A visceral gusto that’s impossible to resist
Tutt and nitpick and raise your eyebrows all you like, there’s no denying that Karita Mattila socks it to an audience through a star quality all too rare on the classical scene today.
Striding out to face the audience with a dazzling smile as though she’s the queen of some marvellous party, this prodigious Finnish soprano, a glamorous, curvaceous, Amazonian blonde, radiates intense pleasure in singing, visceral love of the music, and a generous desire to share her joy in herself. How can one resist such gusto?
Well, you could say she is a creature of the stage rather than the concert platform or recital salon, and that hers is not a temperament or talent cut out to negotiate the finer points of lieder.
Here at the Wigmore Hall, you could sense the diehard connoisseurs shaking their heads with sceptical disdain at her head-on approach, and they have a point: the text was often occluded, some floated pianissimi went awry, and occasionally she came adrift from her splendidly assertive pianist Ville Matvejeff, who was more than a match for her flamboyance. Hers is not copybook good singing of a dainty or meticulous kind.
But the voice is in excellent nick. At the age of 56, after a 35-year career, when most sopranos are fading into decline, she continues to fire robustly on all cylinders. Warmed up, she can still sing softly to generate a warm tonal glow and at the climaxes above the stave she raises the rafters without a hint of vibrato or tremolo.
Even more impressive than this is her commitment: whether it’s exuberant gypsy songs by Brahms or the slyly seductive cabaret number by Friedrich Holländer presented as a playful encore, she inhabits what she sings, making it vivid, real, personal.

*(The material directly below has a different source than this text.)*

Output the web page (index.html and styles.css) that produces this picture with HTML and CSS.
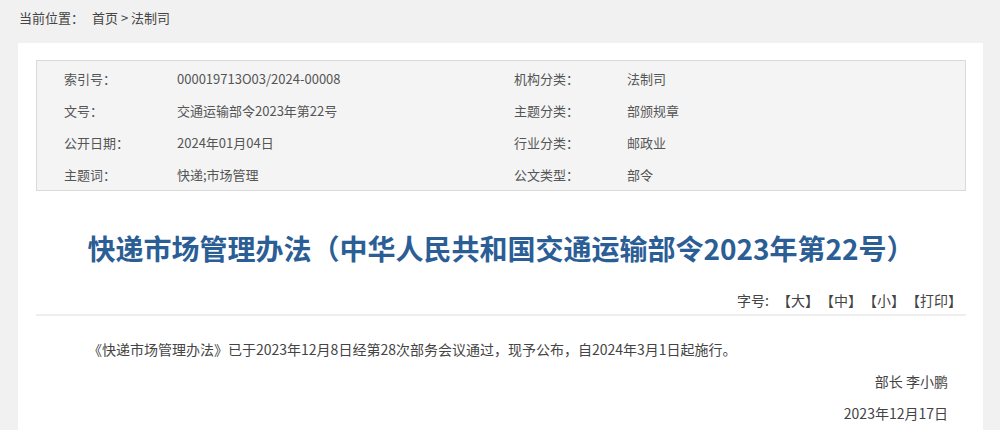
FILE: index.html
```html
<!DOCTYPE html>
<html lang="zh-CN">
<head>
<meta charset="utf-8">
<title>快递市场管理办法</title>
<link rel="stylesheet" href="styles.css">
</head>
<body>
<div class="crumb">当前位置：<span class="home">首页</span> &gt; 法制司</div>
<div class="card">
  <div class="info">
    <span class="lab">索引号：</span><span class="val">000019713O03/2024-00008</span>
    <span class="lab">机构分类：</span><span class="val">法制司</span>
    <span class="lab">文号：</span><span class="val">交通运输部令2023年第22号</span>
    <span class="lab">主题分类：</span><span class="val">部颁规章</span>
    <span class="lab">公开日期：</span><span class="val">2024年01月04日</span>
    <span class="lab">行业分类：</span><span class="val">邮政业</span>
    <span class="lab">主题词：</span><span class="val">快递;市场管理</span>
    <span class="lab">公文类型：</span><span class="val">部令</span>
  </div>
  <h1 class="title">快递市场管理办法（中华人民共和国交通运输部令2023年第22号）</h1>
  <div class="tools">字号:<span class="opt">【大】</span><span class="opt">【中】</span><span class="opt">【小】</span><span class="opt">【打印】</span></div>
  <div class="content">
    <p class="para">《快递市场管理办法》已于2023年12月8日经第28次部务会议通过，现予公布，自2024年3月1日起施行。</p>
    <p class="sign">部长 李小鹏</p>
    <p class="sign">2023年12月17日</p>
  </div>
</div>
</body>
</html>
```
FILE: styles.css
```css
html, body {
  margin: 0;
  padding: 0;
  background: #f1f1f1;
  font-family: "Noto Sans CJK SC", "Microsoft YaHei", sans-serif;
  color: #333;
}
.crumb {
  height: 43px;
  padding: 8px 0 0 19px;
  box-sizing: border-box;
  font-size: 13px;
  line-height: 20px;
  color: #444;
}
.home {
  margin-left: 8px;
}
.card {
  margin-left: 18px;
  width: 965px;
  min-height: 400px;
  background: #fff;
  padding: 17px 17px 0 18px;
  box-sizing: border-box;
}
.info {
  display: grid;
  grid-template-columns: 113px 337px 113px 1fr;
  grid-auto-rows: 32px;
  align-items: center;
  background: #f4f4f4;
  border: 1px solid #dadada;
  padding: 1px 0 0 27px;
  font-size: 13px;
  color: #555;
}
.title {
  margin: 37px 0 0;
  text-align: center;
  font-size: 28px;
  line-height: 40px;
  font-weight: bold;
  color: #2c5e96;
}
.tools {
  margin-top: 22px;
  text-align: right;
  padding-right: 4px;
  font-size: 14px;
  line-height: 20px;
  color: #444;
  padding-bottom: 4px;
  border-bottom: 2px solid #eeeeee;
}
.opt {
  margin-left: 8px;
}
.content {
  padding: 0 18px 0 52px;
}
.para {
  margin: 22px 0 0;
  font-size: 14px;
  line-height: 22px;
  color: #444;
}
.sign {
  margin: 10px 0 0;
  text-align: right;
  font-size: 14px;
  line-height: 22px;
  color: #444;
}
```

At the heart of her programme, sandwiching Berg’s gloomily ruminative songs op.2, were Wagner’s
Wesendonck Lieder and a group by Richard Strauss. The Wagner lacked something of grandeur and gravitas, at least until she reached an impassioned
Träume, spun out along a rich legato. Best of all was the Strauss, from the enchanting coruscations of Der Stern to a rapturous Wiegenlied and a magnificent account of Wie sollten wir geheim sie halten. She’s not so much a great artist as a force of nature: resist it at your peril.